I look forward to the reprieve when I feel up to playing and I feel like this is a person I feel very safe with.

I recently moved on a little farm with my son, wife and 3 grandkids. My son and wife are respectful and we give each other much autonomy. I cook meals and bake a lot for this busy family and they do not take it for granted. I realize, with their busy lives, they need help and I need to feel helpful and I started cooking meals for my family very early on so am able to follow recipes and produce some homemade meals they would not get when no one has time to cook.
If I start feeling overwhelmed or any "should" , I will not make a meal. If I end up making a meal any day, I send a photo of it so they know they don't have to pick up fast food or whatever....it is all up to me. If I feel the need for company I might sit at the dinner table with the noisy family or watch tv or play a game with them.

Things like this keep me going each day , I've pretty much ended the struggle. I live on a different plane than most of the normies out there......as long as I'm taking care of myself.
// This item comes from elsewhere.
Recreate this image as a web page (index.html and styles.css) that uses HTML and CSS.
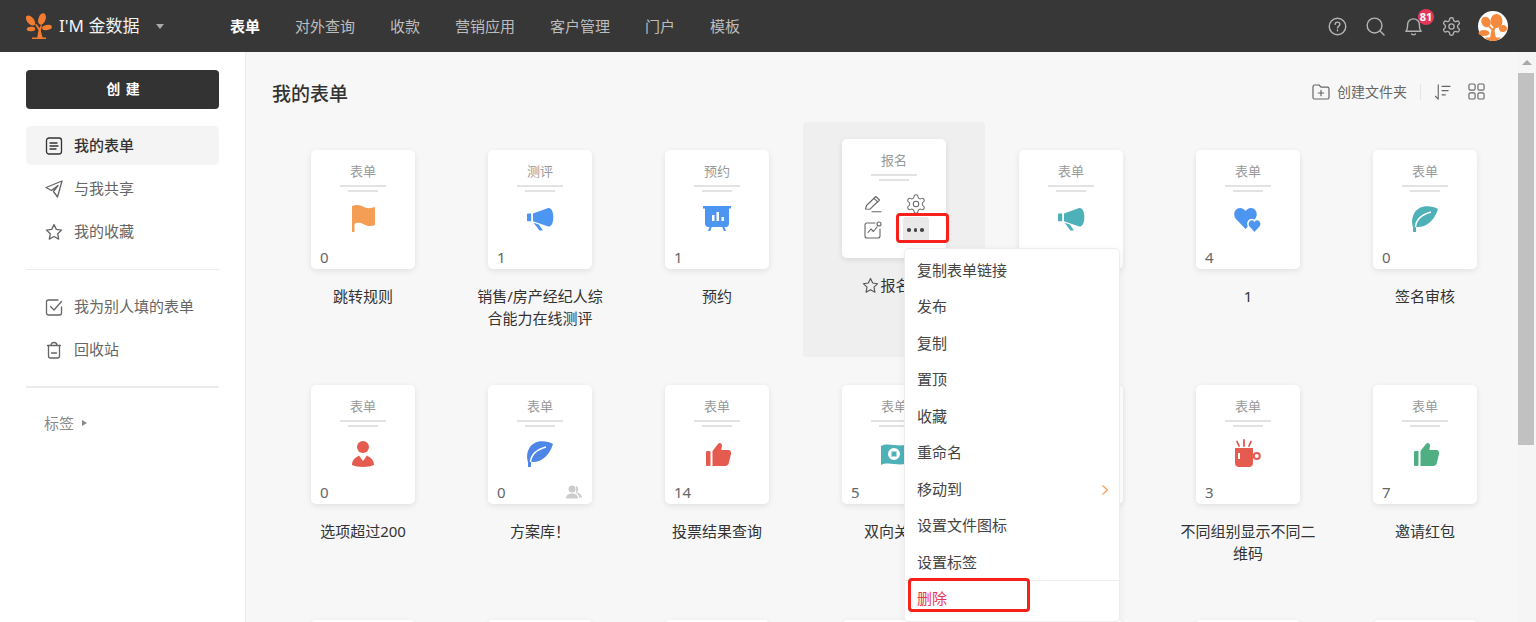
FILE: index.html
```html
<!DOCTYPE html>
<html lang="zh-CN">
<head>
<meta charset="utf-8">
<title>我的表单 - 金数据</title>
<link rel="stylesheet" href="styles.css">
</head>
<body>
<svg class="sprite" aria-hidden="true">
  <symbol id="i-flag" viewBox="0 0 28 28"><path d="M3 2C8 0 11 1 15 3S22 4 26 3V21C21 23 18 22 14 20S7 19 5.5 20V28H3Z"/></symbol>
  <symbol id="i-horn" viewBox="0 0 28 28"><path d="M7 9.5 21.500 4.200C25 3 27.300 7 27.300 13.200S25 23.500 21.500 22.300L7 17.200Z"/><path d="M2 9.500H5.200V17.200H2C1.400 17.200 1 16.800 1 16.200V10.500C1 9.900 1.400 9.500 2 9.500Z"/><path d="M7.500 18.800 12.800 20.500 17 26.500H13.500Z"/></symbol>
  <symbol id="i-board" viewBox="0 0 28 28"><path fill-rule="evenodd" d="M0 2H28V4.500H26V19C26 21.500 25 23 23 23H21.500L23 27H20.800L19.300 23H8.700L7.200 27H5L6.500 23H5C3 23 2 21.500 2 19V4.500H0ZM9 11V17H11.500V11ZM13.500 8V17H16V8ZM18.500 13V17H21V13Z"/></symbol>
  <symbol id="i-heart" viewBox="0 0 28 28"><path d="M11.500 25 2 15C-1.500 11 .5 4 6 4 8.500 4 10.500 5.500 11.500 7 12.500 5.500 14.500 4 17 4 22.500 4 24.500 11 21 15Z"/><path class="knock" d="M20.500 29 15 23C12.500 20 14.500 15.500 18 15.500 19 15.500 20 16 20.500 16.800 21 16 22 15.500 23 15.500 26.500 15.500 28.500 20 26 23Z"/></symbol>
  <symbol id="i-leaf" viewBox="0 0 28 28"><path d="M27 5C20 1 9 1 4 8 0 14 1 20 2 23V28H5V23C14 24 23 18 27 5Z"/><path class="vein" d="M4.500 23C5 16 11 10.500 20 8"/></symbol>
  <symbol id="i-person" viewBox="0 0 28 28"><circle cx="14" cy="8" r="6"/><path d="M3 26C3 21 6 19 10 16.500L14 22 18 16.500C22 19 25 21 25 26 20 28.500 8 28.500 3 26Z"/></symbol>
  <symbol id="i-thumb" viewBox="0 0 28 28"><rect x="3" y="12" width="4.500" height="15" rx="1.200"/><path d="M9.500 12 15 5C16.300 3 19.300 4 19 7L18.300 11H25.500C27.500 11 28.500 13 28 15L25.700 24.500C25.200 26 24 27 22.300 27H9.500Z"/></symbol>
  <symbol id="i-money" viewBox="0 0 28 28"><path fill-rule="evenodd" d="M1 7C8 3 20 9 27 5V24C20 28 8 22 1 26ZM14 9A6 6 0 1 0 14 21 6 6 0 0 0 14 9ZM11.500 12.500H16.500V17.500H11.500Z"/></symbol>
  <symbol id="i-cup" viewBox="0 0 28 28"><path fill-rule="evenodd" d="M1 9H19V24C19 26.500 17.500 28 15 28H5C2.500 28 1 26.500 1 24ZM4 14V20H6V14Z"/><circle class="ring" cx="22.800" cy="17" r="3"/><path class="steam" d="M3 2.500 5 7M10 1V7M17 2.500 15 7"/></symbol>
  <symbol id="i-people" viewBox="0 0 16 14"><circle cx="6" cy="4" r="3.500"/><path d="M0 13.500C0 10 2.500 8.500 6 8.500S12 10 12 13.500Z"/><path d="M9.500.8A3.500 3.500 0 0 1 10.500 7.300C13.500 8 16 10 16 12.500H13C13 10 11.500 8.500 9.500 7.800 10.500 5.500 10.500 3 9.500.8Z"/></symbol>
  <symbol id="i-gear" viewBox="0 0 24 24"><path d="M12.220 2h-.44a2 2 0 0 0-2 2v.18a2 2 0 0 1-1 1.730l-.43.250a2 2 0 0 1-2 0l-.15-.08a2 2 0 0 0-2.730.730l-.22.380a2 2 0 0 0 .730 2.730l.15.100a2 2 0 0 1 1 1.720v.510a2 2 0 0 1-1 1.740l-.15.090a2 2 0 0 0-.730 2.730l.22.380a2 2 0 0 0 2.730.730l.15-.08a2 2 0 0 1 2 0l.43.250a2 2 0 0 1 1 1.730V20a2 2 0 0 0 2 2h.44a2 2 0 0 0 2-2v-.18a2 2 0 0 1 1-1.730l.43-.25a2 2 0 0 1 2 0l.15.080a2 2 0 0 0 2.730-.730l.22-.390a2 2 0 0 0-.730-2.730l-.15-.08a2 2 0 0 1-1-1.740v-.5a2 2 0 0 1 1-1.740l.15-.09a2 2 0 0 0 .730-2.730l-.22-.38a2 2 0 0 0-2.730-.730l-.15.080a2 2 0 0 1-2 0l-.43-.25a2 2 0 0 1-1-1.730V4a2 2 0 0 0-2-2z"/><circle cx="12" cy="12" r="3"/></symbol>
  <symbol id="i-star" viewBox="0 0 18 18"><path d="M9 1.500 11.300 6.400 16.600 7.100 12.700 10.800 13.700 16.100 9 13.500 4.300 16.100 5.300 10.800 1.400 7.100 6.700 6.400Z"/></symbol>
</svg>

<header class="topbar">
  <div class="brand">
    <svg class="brand-logo" viewBox="0 0 26 26">
      <ellipse cx="4.500" cy="7.500" rx="3.400" ry="6" transform="rotate(-40 4.500 7.500)"/>
      <ellipse cx="16" cy="6" rx="3.600" ry="6" transform="rotate(18 16 6)"/>
      <ellipse cx="5" cy="16" rx="4.300" ry="2.300" transform="rotate(-5 5 16)"/>
      <ellipse cx="21" cy="14.500" rx="5" ry="2.500" transform="rotate(-12 21 14.500)"/>
      <path d="M11 26 12.500 17 9 11.500 10.500 11 13.500 15 15 12 16 12.500 14.800 18 17 26Z"/>
      <path d="M6 24.500H20V26H6Z"/>
    </svg>
    <span class="brand-name">I'M 金数据</span>
    <span class="brand-caret"></span>
  </div>
  <nav class="nav">
    <a class="nav-link is-active">表单</a>
    <a class="nav-link">对外查询</a>
    <a class="nav-link">收款</a>
    <a class="nav-link">营销应用</a>
    <a class="nav-link">客户管理</a>
    <a class="nav-link">门户</a>
    <a class="nav-link">模板</a>
  </nav>
  <div class="top-tools">
    <span class="tool"><svg class="tool-icon" viewBox="0 0 20 20"><circle cx="10" cy="10" r="8.700"/><path d="M7.500 7.800C7.500 6.300 8.700 5.400 10 5.400S12.500 6.300 12.500 7.700C12.500 9.500 10 9.600 10 11.500"/><path d="M10 13.700V14.600"/></svg></span>
    <span class="tool"><svg class="tool-icon" viewBox="0 0 20 20"><circle cx="9" cy="9" r="7.800"/><path d="M14.800 14.800 19 19"/></svg></span>
    <span class="tool tool-bell"><svg class="tool-icon" viewBox="0 0 20 20"><path d="M2 15C3.500 13.500 3.800 12 3.800 9V7.800C3.800 4.500 6.500 2 10 2S16.200 4.500 16.200 7.800V9C16.200 12 16.500 13.500 18 15Z"/><path d="M8 17.800C9 18.800 11 18.800 12 17.800"/></svg><span class="badge">81</span></span>
    <span class="tool"><svg class="tool-icon tool-gear"><use href="#i-gear"/></svg></span>
    <svg class="avatar" viewBox="0 0 30 30">
      <circle class="avatar-bg" cx="15" cy="15" r="15"/>
      <ellipse cx="8" cy="11" rx="4.500" ry="5.500" transform="rotate(-30 8 11)"/>
      <ellipse cx="18.500" cy="10" rx="6" ry="7"/>
      <ellipse cx="6" cy="22" rx="5.500" ry="3"/>
      <ellipse cx="25" cy="17.500" rx="4" ry="3.500" transform="rotate(-15 25 17.500)"/>
      <path d="M12 27 13.500 19 10 15.500 11.500 14.500 14.500 17.500 17 15 18 16 16.500 20 18 27Z"/>
      <path d="M7 26.500H23C21 29 18 30 15 30S9 29 7 26.500Z"/>
    </svg>
  </div>
</header>

<div class="layout">
  <aside class="sidebar">
    <button class="create-btn">创 建</button>
    <ul class="side-list">
      <li class="side-item is-active"><svg class="side-icon" viewBox="0 0 18 18"><rect x="1.500" y="1" width="15" height="16" rx="2.500"/><path d="M5 6H12M5 9H13M5 12H11"/></svg>我的表单</li>
      <li class="side-item"><svg class="side-icon" viewBox="0 0 18 18"><path d="M17 1 1 7.500 6.500 10.500 13 5.500 8.500 11.500 12.500 17Z"/></svg>与我共享</li>
      <li class="side-item"><svg class="side-icon" viewBox="0 0 18 18"><use href="#i-star"/></svg>我的收藏</li>
    </ul>
    <hr class="side-rule">
    <ul class="side-list">
      <li class="side-item"><svg class="side-icon" viewBox="0 0 18 18"><path d="M16.500 9V15C16.500 16 15.800 17 14.500 17H3.500C2.300 17 1.500 16.200 1.500 15V4C1.500 2.800 2.300 2 3.500 2H13"/><path d="M5.500 8.500 9 12 16.500 3.500"/></svg>我为别人填的表单</li>
      <li class="side-item"><svg class="side-icon" viewBox="0 0 18 18"><path d="M2.500 4.500H15.500M6 4.500C6 2.500 7 1.500 9 1.500S12 2.500 12 4.500"/><path d="M3.500 4.500V15C3.500 16.200 4.300 17 5.500 17H12.500C13.700 17 14.500 16.200 14.500 15V4.500"/><path d="M6.500 12H11.500"/></svg>回收站</li>
    </ul>
    <hr class="side-rule side-rule-thick">
    <div class="side-tags">标签<span class="tags-caret"></span></div>
  </aside>

  <main class="main">
    <div class="toolbar">
      <h1 class="page-title">我的表单</h1>
      <div class="toolbar-tools">
        <svg class="tb-icon" viewBox="0 0 18 18"><path d="M1 4C1 2.800 1.600 2 2.800 2H7L9 4.200H15.500C16.500 4.200 17 5 17 6V14.500C17 15.500 16.500 16 15.500 16H2.500C1.500 16 1 15.500 1 14.500Z"/><path d="M9 7.300V12.700M6.300 10H11.700"/></svg>
        <span class="tb-label">创建文件夹</span>
        <span class="tb-divider"></span>
        <svg class="tb-icon tb-sort" viewBox="0 0 18 18"><path d="M4.500 1.500V16.500M4.500 16.500 1.500 13.500"/><path d="M8.500 3H17M8.500 7.500H15M8.500 12H12"/></svg>
        <svg class="tb-icon tb-grid" viewBox="0 0 18 18"><rect x="1" y="1" width="6.500" height="6.500" rx="1.500"/><rect x="10.500" y="1" width="6.500" height="6.500" rx="1.500"/><rect x="1" y="10.500" width="6.500" height="6.500" rx="1.500"/><rect x="10.500" y="10.500" width="6.500" height="6.500" rx="1.500"/></svg>
      </div>
    </div>

    <div class="form-grid">
      <article class="cell"><div class="card"><div class="card-type">表单</div><i class="rule"></i><i class="rule rule-short"></i><svg class="card-icon c-orange"><use href="#i-flag"/></svg><div class="card-foot"><span class="count">0</span></div></div><div class="cell-title">跳转规则</div></article>
      <article class="cell"><div class="card"><div class="card-type">测评</div><i class="rule"></i><i class="rule rule-short"></i><svg class="card-icon c-blue"><use href="#i-horn"/></svg><div class="card-foot"><span class="count">1</span></div></div><div class="cell-title">销售/房产经纪人综合能力在线测评</div></article>
      <article class="cell"><div class="card"><div class="card-type">预约</div><i class="rule"></i><i class="rule rule-short"></i><svg class="card-icon c-blue"><use href="#i-board"/></svg><div class="card-foot"><span class="count">1</span></div></div><div class="cell-title">预约</div></article>
      <article class="cell is-hover">
        <div class="card">
          <div class="card-type">报名</div><i class="rule"></i><i class="rule rule-short"></i>
          <div class="card-actions">
            <span class="action"><svg class="action-icon" viewBox="0 0 18 18"><path d="M1.500 14 2.500 10.500 11.800 1.500 15.500 5 6 14.200Z"/><path d="M10 3.300 13.700 6.900M8 16.800H17"/></svg></span>
            <span class="action"><svg class="action-icon action-gear"><use href="#i-gear"/></svg></span>
            <span class="action"><svg class="action-icon" viewBox="0 0 18 18"><path d="M11 2H3C1.800 2 1 2.800 1 4V15C1 16.200 1.800 17 3 17H14C15.200 17 16 16.200 16 15V8"/><path d="M4 11.500 7 8 9.500 10.500 13 6"/><circle cx="15" cy="3" r="2"/></svg></span>
            <span class="action action-more"><i></i><i></i><i></i></span>
          </div>
        </div>
        <div class="cell-title"><svg class="title-star" viewBox="0 0 18 18"><use href="#i-star"/></svg>报名表</div>
      </article>
      <article class="cell"><div class="card"><div class="card-type">表单</div><i class="rule"></i><i class="rule rule-short"></i><svg class="card-icon c-teal"><use href="#i-horn"/></svg><div class="card-foot"><span class="count">2</span></div></div><div class="cell-title">活动</div></article>
      <article class="cell"><div class="card"><div class="card-type">表单</div><i class="rule"></i><i class="rule rule-short"></i><svg class="card-icon c-blue"><use href="#i-heart"/></svg><div class="card-foot"><span class="count">4</span></div></div><div class="cell-title">1</div></article>
      <article class="cell"><div class="card"><div class="card-type">表单</div><i class="rule"></i><i class="rule rule-short"></i><svg class="card-icon c-teal"><use href="#i-leaf"/></svg><div class="card-foot"><span class="count">0</span></div></div><div class="cell-title">签名审核</div></article>

      <article class="cell"><div class="card"><div class="card-type">表单</div><i class="rule"></i><i class="rule rule-short"></i><svg class="card-icon c-red"><use href="#i-person"/></svg><div class="card-foot"><span class="count">0</span></div></div><div class="cell-title">选项超过200</div></article>
      <article class="cell"><div class="card"><div class="card-type">表单</div><i class="rule"></i><i class="rule rule-short"></i><svg class="card-icon c-indigo"><use href="#i-leaf"/></svg><div class="card-foot"><span class="count">0</span><svg class="share-icon"><use href="#i-people"/></svg></div></div><div class="cell-title">方案库！</div></article>
      <article class="cell"><div class="card"><div class="card-type">表单</div><i class="rule"></i><i class="rule rule-short"></i><svg class="card-icon c-red"><use href="#i-thumb"/></svg><div class="card-foot"><span class="count">14</span></div></div><div class="cell-title">投票结果查询</div></article>
      <article class="cell"><div class="card"><div class="card-type">表单</div><i class="rule"></i><i class="rule rule-short"></i><svg class="card-icon c-teal"><use href="#i-money"/></svg><div class="card-foot"><span class="count">5</span></div></div><div class="cell-title">双向关联</div></article>
      <article class="cell"><div class="card"><div class="card-type">表单</div><i class="rule"></i><i class="rule rule-short"></i><svg class="card-icon c-blue"><use href="#i-flag"/></svg><div class="card-foot"><span class="count">0</span></div></div><div class="cell-title">问卷</div></article>
      <article class="cell"><div class="card"><div class="card-type">表单</div><i class="rule"></i><i class="rule rule-short"></i><svg class="card-icon c-red"><use href="#i-cup"/></svg><div class="card-foot"><span class="count">3</span></div></div><div class="cell-title">不同组别显示不同二维码</div></article>
      <article class="cell"><div class="card"><div class="card-type">表单</div><i class="rule"></i><i class="rule rule-short"></i><svg class="card-icon c-green"><use href="#i-thumb"/></svg><div class="card-foot"><span class="count">7</span></div></div><div class="cell-title">邀请红包</div></article>

      <article class="cell"><div class="card"></div></article>
      <article class="cell"><div class="card"></div></article>
      <article class="cell"><div class="card"></div></article>
      <article class="cell"><div class="card"></div></article>
      <article class="cell"><div class="card"></div></article>
      <article class="cell"><div class="card"></div></article>
      <article class="cell"><div class="card"></div></article>
    </div>
  </main>

  <div class="scrollbar">
    <span class="scroll-up"></span>
    <span class="scroll-thumb"></span>
  </div>
</div>

<ul class="context-menu">
  <li class="menu-item">复制表单链接</li>
  <li class="menu-item">发布</li>
  <li class="menu-item">复制</li>
  <li class="menu-item">置顶</li>
  <li class="menu-item">收藏</li>
  <li class="menu-item">重命名</li>
  <li class="menu-item menu-sub">移动到<svg class="menu-chevron" viewBox="0 0 8 12"><path d="M1.500 1.500 6.500 6 1.500 10.500"/></svg></li>
  <li class="menu-item">设置文件图标</li>
  <li class="menu-item">设置标签</li>
  <li class="menu-item menu-danger">删除</li>
</ul>
<div class="mark mark-more"></div>
<div class="mark mark-delete"></div>
</body>
</html>
```

FILE: styles.css
```css
* { box-sizing: border-box; }
html, body { margin: 0; height: 622px; overflow: hidden; }
body {
  position: relative;
  font-family: "Noto Sans", "Noto Sans CJK SC", sans-serif;
  font-size: 15px;
  color: #333;
  background: #f7f7f7;
}
ul { margin: 0; padding: 0; list-style: none; }
.sprite { position: absolute; width: 0; height: 0; }

/* top bar */
.topbar {
  height: 52px;
  background: #373737;
  display: flex;
  align-items: center;
  padding-left: 26px;
}
.brand { width: 204px; display: flex; align-items: center; }
.brand-logo { width: 26px; height: 26px; fill: #f47c30; flex: none; }
.brand-name { margin-left: 7px; font-size: 17px; line-height: 24px; color: #f2f2f2; white-space: nowrap; }
.brand-caret {
  margin-left: 17px;
  width: 0; height: 0;
  border-left: 4.500px solid transparent;
  border-right: 4.500px solid transparent;
  border-top: 5px solid #aaa;
}
.nav { display: flex; gap: 35px; }
.nav-link { font-size: 15px; line-height: 22px; color: #bdbdbd; white-space: nowrap; }
.nav-link.is-active { color: #fff; font-weight: 700; }
.top-tools { margin-left: auto; margin-right: 28px; display: flex; align-items: center; }
.tool { position: relative; width: 38px; height: 30px; display: flex; align-items: center; justify-content: center; }
.tool-icon { width: 19px; height: 19px; fill: none; stroke: #b4b4b4; stroke-width: 1.500; stroke-linecap: round; stroke-linejoin: round; }
.tool-gear { width: 21px; height: 21px; }
.badge {
  position: absolute; left: 24px; top: -2px;
  width: 16px; height: 16px; border-radius: 50%;
  background: #e6375a; color: #fff;
  font-size: 11px; line-height: 16px; font-weight: 700; text-align: center;
}
.avatar { width: 30px; height: 30px; margin-left: 8px; fill: #f58a3c; }
.avatar-bg { fill: #fff; }

/* layout */
.layout { display: flex; height: 570px; }

/* sidebar */
.sidebar {
  width: 246px; flex: none;
  background: #fff;
  border-right: 1px solid #ececec;
  padding: 18px 26px 0;
}
.create-btn {
  display: block; width: 193px; height: 39px;
  margin: 0 0 17px; padding: 0 0 2px 2px;
  border: 0; border-radius: 4px;
  background: #333; color: #fff;
  font: 700 14px/37px "Noto Sans", "Noto Sans CJK SC", sans-serif;
  letter-spacing: 1px;
}
.side-list { display: flex; flex-direction: column; gap: 4px; }
.side-item {
  width: 193px; height: 39px;
  display: flex; align-items: center;
  padding: 0 0 2px 19px;
  border-radius: 5px;
  font-size: 15px; color: #666;
  white-space: nowrap;
}
.side-item.is-active { background: #f4f4f4; color: #333; font-weight: 500; }
.side-icon { width: 18px; height: 18px; margin: 2px 11px 0 0; flex: none; fill: none; stroke: #666; stroke-width: 1.300; stroke-linejoin: round; stroke-linecap: round; }
.is-active .side-icon { stroke: #333; }
.side-rule { margin: 18px 0 17px; border: 0; border-top: 1px solid #ececec; width: 193px; }
.side-rule-thick { border-top-width: 2px; margin: 17px 0 24px; }
.side-tags { padding-left: 18px; font-size: 15px; line-height: 22px; color: #8a8a8a; display: flex; align-items: center; }
.tags-caret {
  margin-left: 8px; width: 0; height: 0;
  border-top: 3.500px solid transparent;
  border-bottom: 3.500px solid transparent;
  border-left: 5px solid #888;
}

/* main */
.main { flex: 1; min-width: 0; padding-left: 28px; overflow: hidden; background: #f7f7f7; }
.toolbar { height: 70px; padding: 11px 33px 0 0; display: flex; align-items: center; justify-content: space-between; }
.page-title { margin: 2px 0 0 -2px; font-size: 19px; line-height: 28px; font-weight: 500; color: #333; }
.toolbar-tools { display: flex; align-items: center; margin-bottom: 2px; }
.tb-icon { width: 18px; height: 18px; fill: none; stroke: #666; stroke-width: 1.200; stroke-linecap: round; stroke-linejoin: round; }
.tb-label { margin-left: 7px; font-size: 14px; line-height: 20px; color: #666; }
.tb-divider { width: 1px; height: 16px; margin: 0 13px 0 13px; background: #e4e4e4; }
.tb-sort { width: 17px; }
.tb-grid { margin-left: 17px; width: 17px; height: 17px; }

.form-grid { display: grid; grid-template-columns: repeat(7, 177px); grid-auto-rows: 235px; margin-left: .500px; }
.cell { display: flex; flex-direction: column; align-items: center; padding-top: 28px; }
.card {
  width: 104px; height: 119px; flex: none;
  display: flex; flex-direction: column; align-items: center;
  padding-top: 12px;
  background: #fff; border-radius: 5px;
  box-shadow: 0 2px 6px rgba(0, 0, 0, .09);
}
.card-type { font-size: 13px; line-height: 18px; color: #999; }
.rule { display: block; width: 46px; height: 2px; margin-top: 5px; background: #e2e2e2; flex: none; }
.rule-short { width: 30px; margin-top: 3px; }
.card-icon { width: 28px; height: 28px; margin-top: 12px; flex: none; }
.card-foot { margin-top: auto; width: 100%; height: 21px; padding: 0 10px 3px 9px; display: flex; align-items: center; justify-content: space-between; }
.count { font-size: 15px; line-height: 18px; color: #666; }
.share-icon { width: 16px; height: 14px; fill: #ccc; }
.c-orange { fill: #f49d55; }
.c-blue { fill: #4c96f2; }
.c-teal { fill: #4fb1b8; }
.c-red { fill: #e55b50; }
.c-green { fill: #4faf82; }
.c-indigo { fill: #4d86e6; }
.vein { fill: none; stroke: #fff; stroke-width: 1.500; }
.knock { stroke: #fff; stroke-width: 1.500; }
.ring { fill: none; stroke: #e55b50; stroke-width: 2; }
.steam { fill: none; stroke: #e55b50; stroke-width: 1.800; stroke-linecap: round; }
.cell-title {
  width: 140px; margin-top: 16px;
  font-size: 15px; line-height: 22px; color: #333;
  text-align: center;
}
.is-hover { margin: 0 -2.500px; padding-top: 17px; background: #efefef; border-radius: 4px; }
.is-hover .cell-title { display: flex; justify-content: center; align-items: center; white-space: nowrap; }
.title-star { width: 17px; height: 17px; margin-right: 1px; fill: none; stroke: #555; stroke-width: 1.200; stroke-linejoin: round; }

.card-actions { display: grid; grid-template-columns: 26px 26px; grid-auto-rows: 26px; column-gap: 17px; margin-top: 10px; }
.action { display: flex; align-items: center; justify-content: center; }
.action-icon { width: 18px; height: 18px; fill: none; stroke: #666; stroke-width: 1.100; stroke-linejoin: round; stroke-linecap: round; }
.action-gear { width: 22px; height: 22px; }
.action-more { gap: 3px; background: #e9e9e9; border-radius: 3px 3px 0 0; }
.action-more i { width: 3.500px; height: 3.500px; border-radius: 50%; background: #444; }

/* scrollbar */
.scrollbar { width: 18px; flex: none; background: #f5f5f5; display: flex; flex-direction: column; }
.scroll-up {
  margin: 8px 0 0 4px; width: 0; height: 0;
  border-left: 5px solid transparent;
  border-right: 5px solid transparent;
  border-bottom: 5px solid #a8a8a8;
}
.scroll-thumb { width: 16px; height: 372px; margin-top: 8px; background: #c1c1c1; }

/* overlays */
.context-menu {
  position: absolute; left: 904px; top: 248px;
  width: 216px; height: 374px;
  padding-top: 2px;
  background: #fff;
  border: 1px solid #eee; border-radius: 5px;
  box-shadow: 0 2px 8px rgba(0, 0, 0, .06);
}
.menu-item {
  height: 36.500px; padding-left: 12px;
  display: flex; align-items: center;
  font-size: 15px; color: #444;
}
.menu-sub { justify-content: space-between; padding-right: 10px; }
.menu-chevron { width: 8px; height: 12px; margin-top: 4px; fill: none; stroke: #f49d55; stroke-width: 1.200; }
.menu-danger { color: #e8384f; border-top: 1px solid #eee; padding-bottom: 1px; }
.mark { position: absolute; border: 3px solid #f7201b; border-radius: 4px; }
.mark-more { left: 896px; top: 213px; width: 53px; height: 30px; }
.mark-delete { left: 908px; top: 578px; width: 122px; height: 34px; }
```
And, amazingly, it is working for me.....i have less panic attacks and flashbacks. Of course, it is always progress not perfection.... one step forward, 3 steps back.....getting back on the saddle..... CPTSD involves a lot of inner reflection for me and is a condition I am adapting to not expecting a cure anymore.

Hope some of this is helpful.

I wish you well!
 
So many people have so called normal lives and find it hard to imagine anything different. We are crashing their dreams of a pretty world with the reality and the horror.
If people ask why I'm in therapy I tell them otherwise I just say I had one of those childhoods that makes front page and leave it at that. I think the shock factor comes from the fact we can talk so matter of factly about stuff they cannot begin to imagine being our normal.
 
I have never felt normal and quite frankly, I have never had the desire to. I have always felt that I am wandering around in an insane asylum. I have always been a contrarian, if everybody is thinking something, it must be wrong. Authority in any form is repugnant. I think people who see things differently are felt as a threat by those who grasp to hold on to the illusion of being normal. Just under the surface there is a fear of a painful awakening coming their way, like maybe they got it all wrong. They believed the television. That next purchase will surely make them happy.
 
So my ultimate question is, does anyone have any insight into this? Personal experience? Do we scare the “normal” folk away with our pain?
My experience is the opposite… “normal” people attempt to glom on, and want to know more-more-more, whilst people with their own traumas have very strictly defined codes of conduct / sense of occasion / soft & hard limits… and discovering what those are is always a careful walk across thin ice.

UNLESS Children are present. If children are present? It is never okay to discuss anything you wouldn’t actually DO to/with those children. Not just things like rape/abuse/war, etc.. But also anything you would need parental permission for (ice cream, field trips, adventures, whatever). If children are present? The child comes first. Because children absorb everything around them. People’s pain, people’s excitement, everything. Even if it’s in a language the child doesn’t speak, the tone & body language being used will propel them into sharing the experience on a mental/emotional level. So children present? COMPLETELY change the rules of interaction to “light & superficial”… just as being at work changes the rules of interaction to “professional”.